On nutrients and renewal
By Robert Sluka
When guests visit us in Titusville, Florida we often suggest a “good news” trip to Orlando Wetlands Park. Created to mitigate errors in the past, it filters water from the burgeoning city of Orlando, and its ponds and plant life attract alligators, roseate spoonbills, and myriad butterflies. The park uses ecology to recreate what was altered by development to remove nutrients from water moving towards the coast. Plants soak up the nitrogen and phosphorus incorporating these nutrients into impressive growth. Ponds host wading birds, dragonflies, and otters feeding on mollusks and other small creatures which thrive on the plant life. Destructive draining of these wetlands allowed development in central Florida and now we are trying to heal. Nutrients from agriculture and urban concrete jungles flow towards the Indian River Lagoon, a 251 km long estuary – among the most biodiverse in North America. Excess nitrogen and phosphorus, along with a cocktail of other chemicals, clouds the once clear waters of the Lagoon causing a decline in seagrass which needs the sunlight to grow. Already impacted by overfishing of filter feeders such as oysters and the removal of mangroves to facilitate good views for lagoon edge houses, the natural buffers and systems of coping with nutrients are failing.
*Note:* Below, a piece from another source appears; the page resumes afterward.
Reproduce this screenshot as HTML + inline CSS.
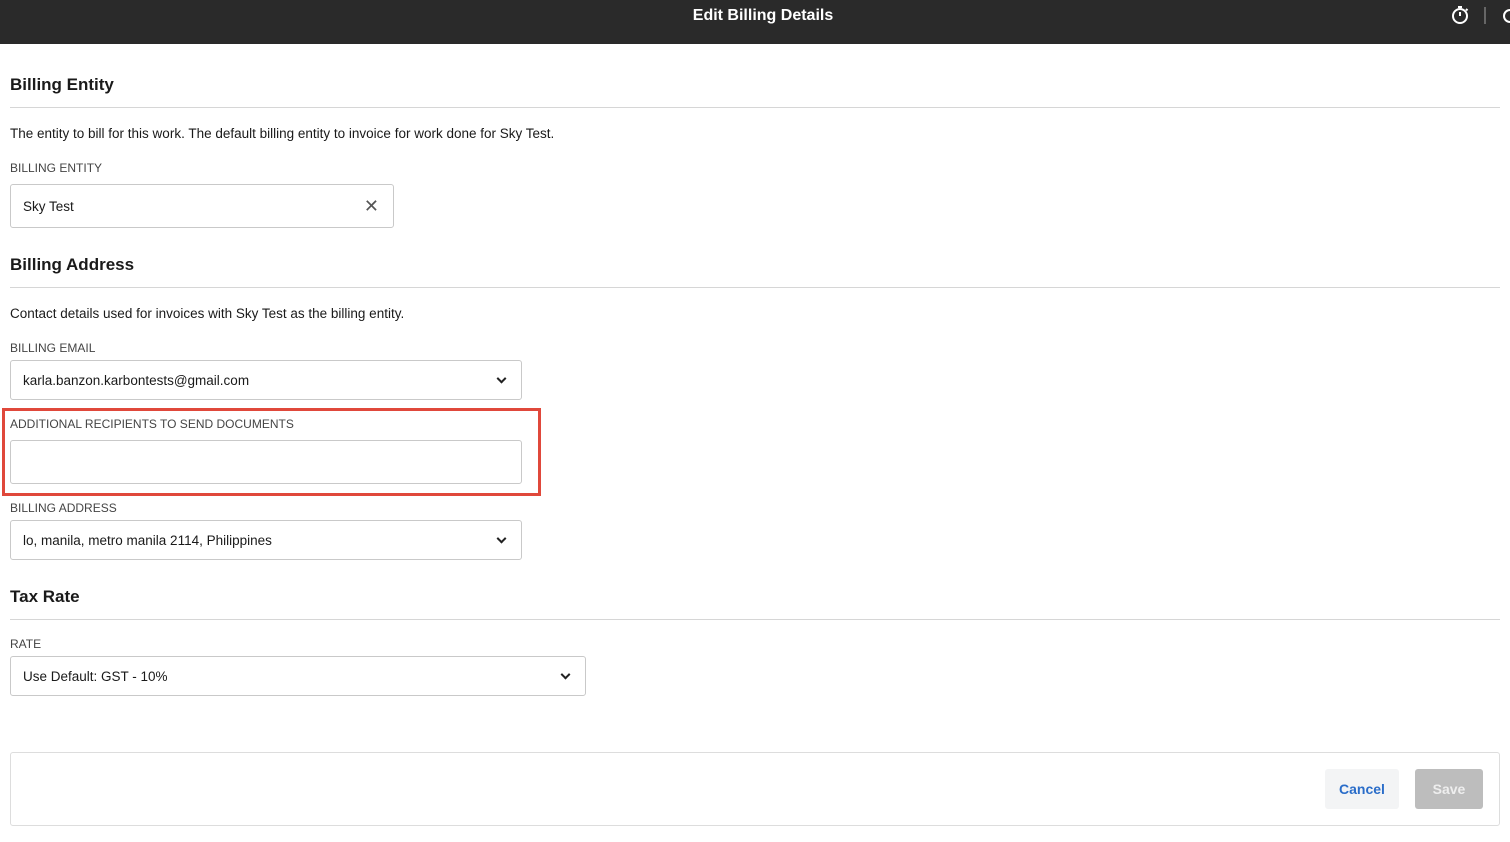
<!DOCTYPE html>
<html><head><style>
*{box-sizing:border-box;margin:0;padding:0}
body{width:1510px;height:842px;background:#fff;font-family:"Liberation Sans",sans-serif;color:#1a1a1a;position:relative;overflow:hidden}
.abs{position:absolute}
.top{left:0;top:0;width:1510px;height:44px;background:#2a2a2a}
.title{left:0;width:1526px;top:7px;text-align:center;color:#fff;font-weight:bold;font-size:16px}
h2{position:absolute;left:10px;font-size:17px;font-weight:bold}
.hr{position:absolute;left:10px;width:1490px;height:1px;background:#d6d6d6}
.p{position:absolute;left:10px;font-size:13.5px}
.lbl{position:absolute;left:10px;font-size:12px;color:#444}
.box{position:absolute;left:10px;border:1px solid #c9c9c9;border-radius:3px;font-size:13.5px;padding-left:12px;display:flex;align-items:center}
.chev{position:absolute;right:16px;top:50%;width:7px;height:7px;border-right:2px solid #222;border-bottom:2px solid #222;transform:translateY(-70%) rotate(45deg)}
</style></head><body>
<div class="abs top"></div>
<div class="abs title">Edit Billing Details</div>
<svg class="abs" style="left:1450px;top:5px" width="20" height="20" viewBox="0 0 20 20" fill="none" stroke="#fff" stroke-width="2"><circle cx="10" cy="11" r="7"/><path d="M10 7v4M8 2h4M16 4l1.5 1.5"/></svg>
<div class="abs" style="left:1484px;top:7px;width:2px;height:17px;background:#666"></div>
<svg class="abs" style="left:1500px;top:6px" width="12" height="20"><circle cx="10" cy="10" r="6" fill="none" stroke="#fff" stroke-width="2"/></svg>

<h2 style="top:75px">Billing Entity</h2>
<div class="hr" style="top:107px"></div>
<div class="p" style="top:126px">The entity to bill for this work. The default billing entity to invoice for work done for Sky Test.</div>
<div class="lbl" style="top:161px">BILLING ENTITY</div>
<div class="box" style="top:184px;width:384px;height:44px">Sky Test<span style="position:absolute;right:14px;font-size:18px;color:#555">✕</span></div>

<h2 style="top:255px">Billing Address</h2>
<div class="hr" style="top:287px"></div>
<div class="p" style="top:306px">Contact details used for invoices with Sky Test as the billing entity.</div>
<div class="lbl" style="top:341px">BILLING EMAIL</div>
<div class="box" style="top:360px;width:512px;height:40px">karla.banzon.karbontests@gmail.com<span class="chev"></span></div>
<div class="abs" style="left:2px;top:408px;width:539px;height:88px;border:3px solid #e0483b"></div>
<div class="lbl" style="top:417px">ADDITIONAL RECIPIENTS TO SEND DOCUMENTS</div>
<div class="box" style="top:440px;width:512px;height:44px"></div>
<div class="lbl" style="top:501px">BILLING ADDRESS</div>
<div class="box" style="top:520px;width:512px;height:40px">lo, manila, metro manila 2114, Philippines<span class="chev"></span></div>

<h2 style="top:587px">Tax Rate</h2>
<div class="hr" style="top:619px"></div>
<div class="lbl" style="top:637px">RATE</div>
<div class="box" style="top:656px;width:576px;height:40px">Use Default: GST - 10%<span class="chev"></span></div>

<div class="abs" style="left:10px;top:752px;width:1490px;height:74px;border:1px solid #ddd;border-radius:3px"></div>
<div class="abs" style="left:1325px;top:769px;width:74px;height:40px;background:#f3f4f5;border-radius:3px;color:#2a6dc9;font-weight:bold;font-size:14px;text-align:center;line-height:40px">Cancel</div>
<div class="abs" style="left:1415px;top:769px;width:68px;height:40px;background:#bdbdbd;border-radius:3px;color:#eee;font-weight:bold;font-size:14px;text-align:center;line-height:40px">Save</div>
</body></html>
The boundary between land and sea is a difficult place for a species to survive. Coastal creatures face extreme changes with the daily rhythm of the tides. The A Rocha family has risen admirably to the task of protecting coastal marine species and habitats. Projects include restoring seagrass beds in Canada and Florida, long term studies and legal protection of the Alvor Estuary in Portugal, biodiversity research and ecotourism development in Mida Creek, Kenya, predator control facilitating the return of little (fairy) penguins to Aotearoa/New Zealand beaches, and the many mangrove conservation and restoration projects across the worldwide family, including many of our new Friends of A Rocha groups.
Plastic waste impacts coastal species and habitats through direct mortality. Not only this but it defaces the beauty in the world designed to point us to a good and loving Creator. A Rocha organizations globally have reduced plastic impacts through many cleanups across the years and our microplastic research and education projects.
Once I filled my hand with mist.
Then I opened it and lo, the mist was a worm.
And I closed and opened my hand again, and behold there was a bird.
And again I closed and opened my hand, and in its hollow stood a man with a sad face, turned upward.
And again I closed my hand, and when I opened it there was naught but mist.
But I heard a song of exceeding sweetness.
Kahlil Giban from Sand and Foam
The biblical book of Ecclesiastes reminds us of our temporality in this world and the flow of life (nutrients) through time and space. My Dad recently gave up his nutrients, to coin an ecological euphemism, passing into the New Creation. His body held atoms that perhaps once swam through Paleozoic seas as part of an ancient horseshoe crab. Maybe those atoms then flowed into the first land plants and on into brontosaur. The chain of nutrients flowed on until my Dad ate one of his favourite foods and ingested and incorporated those atoms into his own body, perhaps forming a gamete that made me. There is a natural flow through time and space, yet many of our new creations like plastic and car parks, alter that flow in ways that are often unhelpful to coastal species and habitats. I have had to let the physical part of my Dad go – it will flow into and be used by other creatures. There is a season for it all.
We do get to use those atoms while they are in our bodies. Efforts to be more in tune with our local place and its species can connect us through our mutual creatureliness – our physicality. I write these words from the house I grew up in in the northern part of the USA. The tree in front of the house has been there since we first stepped over the threshold over 50 years ago. While I have wandered the world, more like an albatross, the tree has grown, provided shade, housed many a bird nest, and shed leaves that have nourished the surrounding area. Our work to replant seagrass beds will eventually result in the capture of nutrients and sunlight, provide habitat for sea urchins and fish, and capture carbon. When species and habitats flourish God is glorified, and his creation sings his praise.
It can also be beautiful. Sometimes those places are astonishing in their beauty, and we sit and marvel. Other times it takes some creativity to find the more hidden beauty, perhaps located in the web and flow of nutrients through a system. Our work to restore and protect habitats from excess nutrients and pollution such as plastic gives us the opportunity to serve during this time when we can see the linkages much more clearly than perhaps those that used our atoms in the past could.
And so I invite you to get out there and learn, love, serve, and enjoy. Start by finding a local place to visit regularly, perhaps a local park or your own garden. Learn the names of a few organisms and spend time sitting, watching, and listening as they speak in their own language. Find out how you can bless these species and that place. Then enjoy communing with these neighbors as you all seek to glorify God together. There is a time for weeping, but there is a time for joy. There is a time for lament, but there is a time to turn our atoms towards restoration and hopeful conservation. There is significant evidence that if we reduce excessive nutrients and pollution in coastal ecosystems and assist in restoration of lost habitats they can flourish again.